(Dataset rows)
· · · ·
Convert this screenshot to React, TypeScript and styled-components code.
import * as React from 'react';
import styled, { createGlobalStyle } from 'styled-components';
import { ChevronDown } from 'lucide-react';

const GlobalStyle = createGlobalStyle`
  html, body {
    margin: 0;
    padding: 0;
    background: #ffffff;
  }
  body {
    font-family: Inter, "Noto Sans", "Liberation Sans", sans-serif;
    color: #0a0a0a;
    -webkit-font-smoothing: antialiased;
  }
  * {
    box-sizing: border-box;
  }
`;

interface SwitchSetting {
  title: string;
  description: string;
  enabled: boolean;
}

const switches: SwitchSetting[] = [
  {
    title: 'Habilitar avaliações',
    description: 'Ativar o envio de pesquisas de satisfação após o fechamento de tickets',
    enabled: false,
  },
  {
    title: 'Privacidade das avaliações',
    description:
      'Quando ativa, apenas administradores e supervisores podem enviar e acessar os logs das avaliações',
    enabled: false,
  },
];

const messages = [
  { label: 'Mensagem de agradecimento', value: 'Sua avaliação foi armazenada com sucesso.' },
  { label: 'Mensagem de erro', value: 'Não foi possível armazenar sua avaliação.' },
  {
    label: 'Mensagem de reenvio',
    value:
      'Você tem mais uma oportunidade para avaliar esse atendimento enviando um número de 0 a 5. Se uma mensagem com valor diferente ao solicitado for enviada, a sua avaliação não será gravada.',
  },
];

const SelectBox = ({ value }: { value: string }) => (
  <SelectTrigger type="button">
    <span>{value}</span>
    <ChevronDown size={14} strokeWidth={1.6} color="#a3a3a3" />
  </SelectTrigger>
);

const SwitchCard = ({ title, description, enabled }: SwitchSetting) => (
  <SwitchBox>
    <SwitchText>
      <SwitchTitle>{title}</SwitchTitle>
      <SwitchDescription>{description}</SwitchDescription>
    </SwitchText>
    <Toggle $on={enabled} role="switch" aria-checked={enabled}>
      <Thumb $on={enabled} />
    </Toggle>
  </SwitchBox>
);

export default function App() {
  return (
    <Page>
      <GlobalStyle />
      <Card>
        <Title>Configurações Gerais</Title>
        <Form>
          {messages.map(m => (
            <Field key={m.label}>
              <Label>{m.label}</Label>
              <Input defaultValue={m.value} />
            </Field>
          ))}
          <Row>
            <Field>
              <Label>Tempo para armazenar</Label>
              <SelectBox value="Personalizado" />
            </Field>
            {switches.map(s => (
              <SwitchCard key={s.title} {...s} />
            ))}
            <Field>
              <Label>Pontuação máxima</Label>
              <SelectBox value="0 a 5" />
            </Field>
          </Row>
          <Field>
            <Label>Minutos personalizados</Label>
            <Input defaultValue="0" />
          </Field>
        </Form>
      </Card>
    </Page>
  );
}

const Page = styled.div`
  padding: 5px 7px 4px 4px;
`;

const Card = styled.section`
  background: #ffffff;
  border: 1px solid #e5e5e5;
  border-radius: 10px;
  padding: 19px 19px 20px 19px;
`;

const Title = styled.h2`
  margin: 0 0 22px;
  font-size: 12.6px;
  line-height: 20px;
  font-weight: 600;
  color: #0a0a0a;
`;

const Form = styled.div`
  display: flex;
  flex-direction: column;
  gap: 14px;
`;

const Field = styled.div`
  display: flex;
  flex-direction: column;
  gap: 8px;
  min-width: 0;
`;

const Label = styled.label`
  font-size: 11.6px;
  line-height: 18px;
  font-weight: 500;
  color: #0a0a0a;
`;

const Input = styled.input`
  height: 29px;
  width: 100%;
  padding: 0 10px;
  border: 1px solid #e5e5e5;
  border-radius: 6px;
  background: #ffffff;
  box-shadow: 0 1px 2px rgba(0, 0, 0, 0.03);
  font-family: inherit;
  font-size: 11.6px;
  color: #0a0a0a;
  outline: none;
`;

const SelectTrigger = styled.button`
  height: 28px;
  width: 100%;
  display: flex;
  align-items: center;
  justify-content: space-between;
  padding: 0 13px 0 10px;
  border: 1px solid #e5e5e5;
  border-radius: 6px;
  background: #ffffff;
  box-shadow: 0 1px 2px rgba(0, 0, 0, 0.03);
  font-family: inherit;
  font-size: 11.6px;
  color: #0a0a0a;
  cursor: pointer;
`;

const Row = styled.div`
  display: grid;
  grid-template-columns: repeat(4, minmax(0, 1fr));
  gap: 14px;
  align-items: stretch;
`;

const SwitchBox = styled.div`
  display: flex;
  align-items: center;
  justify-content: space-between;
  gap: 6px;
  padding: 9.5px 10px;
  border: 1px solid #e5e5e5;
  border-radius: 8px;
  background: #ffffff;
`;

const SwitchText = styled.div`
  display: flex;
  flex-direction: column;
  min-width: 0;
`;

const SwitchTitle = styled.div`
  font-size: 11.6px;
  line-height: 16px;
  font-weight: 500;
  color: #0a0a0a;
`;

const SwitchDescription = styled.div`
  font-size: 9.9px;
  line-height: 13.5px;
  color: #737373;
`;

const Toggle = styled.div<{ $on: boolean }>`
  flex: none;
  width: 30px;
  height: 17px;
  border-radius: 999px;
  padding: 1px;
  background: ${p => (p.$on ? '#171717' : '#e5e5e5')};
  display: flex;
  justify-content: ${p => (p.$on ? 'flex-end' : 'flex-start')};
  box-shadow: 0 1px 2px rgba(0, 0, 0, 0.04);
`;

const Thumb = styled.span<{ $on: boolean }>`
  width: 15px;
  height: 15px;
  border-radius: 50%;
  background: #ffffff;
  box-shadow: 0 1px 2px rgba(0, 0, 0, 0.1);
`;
· · · ·
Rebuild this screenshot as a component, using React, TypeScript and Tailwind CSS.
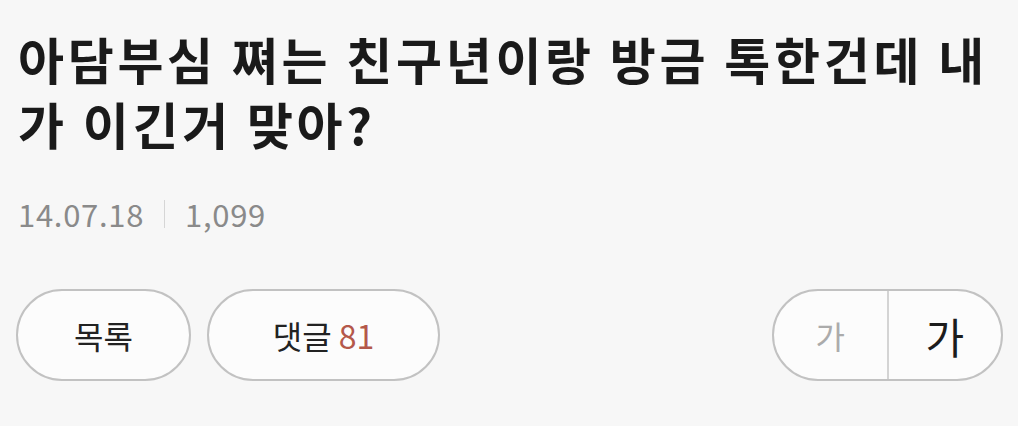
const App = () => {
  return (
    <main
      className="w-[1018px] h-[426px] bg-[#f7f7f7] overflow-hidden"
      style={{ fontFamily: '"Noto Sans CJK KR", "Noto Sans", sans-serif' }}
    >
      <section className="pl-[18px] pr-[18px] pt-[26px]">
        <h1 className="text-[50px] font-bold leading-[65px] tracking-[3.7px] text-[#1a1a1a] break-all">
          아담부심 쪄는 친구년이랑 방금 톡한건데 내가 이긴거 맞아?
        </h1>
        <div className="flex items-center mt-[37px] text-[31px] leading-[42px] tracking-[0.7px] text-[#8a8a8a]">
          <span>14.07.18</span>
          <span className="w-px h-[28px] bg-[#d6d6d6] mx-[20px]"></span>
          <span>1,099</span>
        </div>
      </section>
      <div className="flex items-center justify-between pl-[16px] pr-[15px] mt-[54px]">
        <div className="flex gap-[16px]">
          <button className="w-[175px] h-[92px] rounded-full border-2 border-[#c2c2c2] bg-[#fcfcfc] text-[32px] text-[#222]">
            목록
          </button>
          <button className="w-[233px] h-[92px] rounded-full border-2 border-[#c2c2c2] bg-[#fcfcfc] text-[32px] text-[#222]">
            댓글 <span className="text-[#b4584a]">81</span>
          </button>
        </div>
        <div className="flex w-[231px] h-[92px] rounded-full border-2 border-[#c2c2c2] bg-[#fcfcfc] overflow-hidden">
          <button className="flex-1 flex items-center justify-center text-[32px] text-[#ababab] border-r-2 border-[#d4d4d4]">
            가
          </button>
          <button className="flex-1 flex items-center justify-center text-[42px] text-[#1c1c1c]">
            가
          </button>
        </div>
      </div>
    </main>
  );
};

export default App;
· · · ·
_The request_
Extract the stretch of lines that begins at the line with "Rebuild this screenshot" and ends at the line with "export default App;", inclusive. Omit every picture.

_Result of this exercise_
Rebuild this screenshot as a component, using React, TypeScript and Tailwind CSS.
const App = () => {
  return (
    <main
      className="w-[1018px] h-[426px] bg-[#f7f7f7] overflow-hidden"
      style={{ fontFamily: '"Noto Sans CJK KR", "Noto Sans", sans-serif' }}
    >
      <section className="pl-[18px] pr-[18px] pt-[26px]">
        <h1 className="text-[50px] font-bold leading-[65px] tracking-[3.7px] text-[#1a1a1a] break-all">
          아담부심 쪄는 친구년이랑 방금 톡한건데 내가 이긴거 맞아?
        </h1>
        <div className="flex items-center mt-[37px] text-[31px] leading-[42px] tracking-[0.7px] text-[#8a8a8a]">
          <span>14.07.18</span>
          <span className="w-px h-[28px] bg-[#d6d6d6] mx-[20px]"></span>
          <span>1,099</span>
        </div>
      </section>
      <div className="flex items-center justify-between pl-[16px] pr-[15px] mt-[54px]">
        <div className="flex gap-[16px]">
          <button className="w-[175px] h-[92px] rounded-full border-2 border-[#c2c2c2] bg-[#fcfcfc] text-[32px] text-[#222]">
            목록
          </button>
          <button className="w-[233px] h-[92px] rounded-full border-2 border-[#c2c2c2] bg-[#fcfcfc] text-[32px] text-[#222]">
            댓글 <span className="text-[#b4584a]">81</span>
          </button>
        </div>
        <div className="flex w-[231px] h-[92px] rounded-full border-2 border-[#c2c2c2] bg-[#fcfcfc] overflow-hidden">
          <button className="flex-1 flex items-center justify-center text-[32px] text-[#ababab] border-r-2 border-[#d4d4d4]">
            가
          </button>
          <button className="flex-1 flex items-center justify-center text-[42px] text-[#1c1c1c]">
            가
          </button>
        </div>
      </div>
    </main>
  );
};

export default App;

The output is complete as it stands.